Data:
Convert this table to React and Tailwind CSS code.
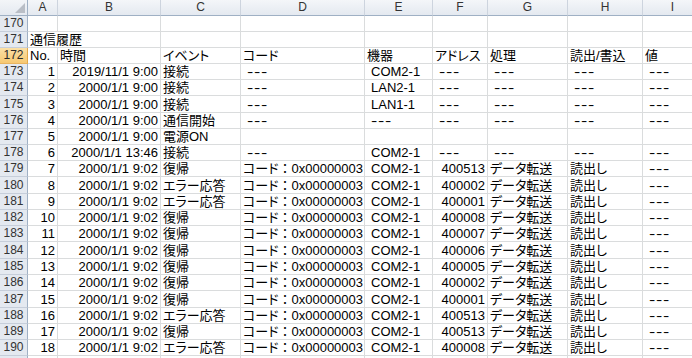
import React from "react";

const W = [
  "w-[30px]",
  "w-[103px]",
  "w-[80px]",
  "w-[124px]",
  "w-[68px]",
  "w-[55px]",
  "w-[80px]",
  "w-[75px]",
  "w-[60px]",
];
const LETTERS = ["A", "B", "C", "D", "E", "F", "G", "H", "I"];

// cell helpers
const num = (t) => ({ t, r: true });
const txt = (t) => ({ t });
const sp = (t) => ({ t, s: true });
const dash = { t: "---", s: true, d: true };
const ov = (t) => ({ t, o: true });
const code = { t: "0x00000003", code: true };

const cmd = (n, date, ev, addr, op = "データ転送", rw = "読出し") => [
  num(n),
  num(date),
  txt(ev),
  code,
  sp("COM2-1"),
  num(addr),
  txt(op),
  txt(rw),
  dash,
];

const ROWS = [
  { n: 170, cells: [] },
  { n: 171, cells: [ov("通信履歴")] },
  {
    n: 172,
    sel: true,
    cells: ["No.", "時間", "イベント", "コード", "機器", "アドレス", "処理", "読出/書込", "値"].map(txt),
  },
  { n: 173, cells: [num("1"), num("2019/11/1 9:00"), txt("接続"), dash, sp("COM2-1"), dash, dash, dash, dash] },
  { n: 174, cells: [num("2"), num("2000/1/1 9:00"), txt("接続"), dash, sp("LAN2-1"), dash, dash, dash, dash] },
  { n: 175, tall: true, cells: [num("3"), num("2000/1/1 9:00"), txt("接続"), dash, sp("LAN1-1"), dash, dash, dash, dash] },
  { n: 176, cells: [num("4"), num("2000/1/1 9:00"), txt("通信開始"), dash, dash, dash, dash, dash, dash] },
  { n: 177, cells: [num("5"), num("2000/1/1 9:00"), txt("電源ON")] },
  { n: 178, cells: [num("6"), num("2000/1/1 13:46"), txt("接続"), dash, sp("COM2-1"), dash, dash, dash, dash] },
  { n: 179, cells: cmd("7", "2000/1/1 9:02", "復帰", "400513") },
  { n: 180, tall: true, cells: cmd("8", "2000/1/1 9:02", "エラー応答", "400002") },
  { n: 181, cells: cmd("9", "2000/1/1 9:02", "エラー応答", "400001") },
  { n: 182, cells: cmd("10", "2000/1/1 9:02", "復帰", "400008") },
  { n: 183, cells: cmd("11", "2000/1/1 9:02", "復帰", "400007") },
  { n: 184, tall: true, cells: cmd("12", "2000/1/1 9:02", "復帰", "400006") },
  { n: 185, cells: cmd("13", "2000/1/1 9:02", "復帰", "400005") },
  { n: 186, cells: cmd("14", "2000/1/1 9:02", "復帰", "400002") },
  { n: 187, tall: true, cells: cmd("15", "2000/1/1 9:02", "復帰", "400001") },
  { n: 188, cells: cmd("16", "2000/1/1 9:02", "エラー応答", "400513") },
  { n: 189, cells: cmd("17", "2000/1/1 9:02", "復帰", "400513") },
  { n: 190, cells: cmd("18", "2000/1/1 9:02", "エラー応答", "400008") },
  { n: 191, hideNum: true, cells: [] },
];

function Content({ c }) {
  if (!c) return null;
  if (c.d)
    return <span className="inline-block origin-left scale-x-[1.45] tracking-[0.5px]">{c.t}</span>;
  if (c.code)
    return (
      <span>
        コード<span className="[font-feature-settings:normal]">：</span>
        {c.t}
      </span>
    );
  return <span>{c.t}</span>;
}

function Cell({ w, c }) {
  const border = c && c.o ? "border-b border-[#dadcdd]" : "border-b border-r border-[#dadcdd]";
  const align = c && c.r ? "justify-end pr-[2px]" : c && c.s ? "justify-start pl-[6px]" : "justify-start pl-[2px]";
  return (
    <div className={`${w} shrink-0 h-full flex items-center whitespace-nowrap ${border} ${align}`}>
      <Content c={c} />
    </div>
  );
}

function RowHeader({ n, sel, hide }) {
  return (
    <div
      className={
        sel
          ? "w-[28px] shrink-0 h-full flex items-center justify-center text-[12px] text-[#2a2a2a] bg-[linear-gradient(#fbe0a6,#f6c872)] border-r border-b border-r-[#e2a84a] border-b-[#e8b460]"
          : "w-[28px] shrink-0 h-full flex items-center justify-center text-[12px] text-[#333] bg-[#e4e9f0] border-r border-b border-r-[#9fb0c4] border-b-[#c6ceda]"
      }
    >
      {hide ? "" : n}
    </div>
  );
}

export default function App() {
  return (
    <div className="w-[692px] h-[358px] overflow-hidden bg-white text-black text-[13px] leading-[15px] font-['Liberation_Sans','Noto_Sans_CJK_JP',sans-serif] [font-feature-settings:'palt']">
      {/* column header row */}
      <div className="flex h-[16px]">
        <div className="w-[28px] shrink-0 h-full relative bg-[linear-gradient(#f3f5f8,#e4e9f0)] border-r border-b border-r-[#9fb0c4] border-b-[#9fb0c4]">
          <svg className="absolute left-0 top-0" width="27" height="15" viewBox="0 0 27 15">
            <polygon points="25,3 25,13 15,13" fill="#b9bec6" />
          </svg>
        </div>
        {LETTERS.map((l, i) => (
          <div
            key={l}
            className={`${W[i]} shrink-0 h-full flex items-center justify-center text-[12px] text-[#333] bg-[linear-gradient(#f4f6f9,#e4e9f0)] border-r border-b border-r-[#cdd4de] border-b-[#9fb0c4]`}
          >
            {l}
          </div>
        ))}
      </div>
      {ROWS.map((row) => (
        <div key={row.n} className={row.tall ? "flex h-[17px]" : "flex h-[16px]"}>
          <RowHeader n={row.n} sel={row.sel} hide={row.hideNum} />
          {W.map((w, i) => (
            <Cell key={i} w={w} c={row.cells[i]} />
          ))}
        </div>
      ))}
    </div>
  );
}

Task instructions: Using the listing above, pick out each line that contains the word "React", then copy it.

Exercise output:
Convert this table to React and Tailwind CSS code.
import React from "react";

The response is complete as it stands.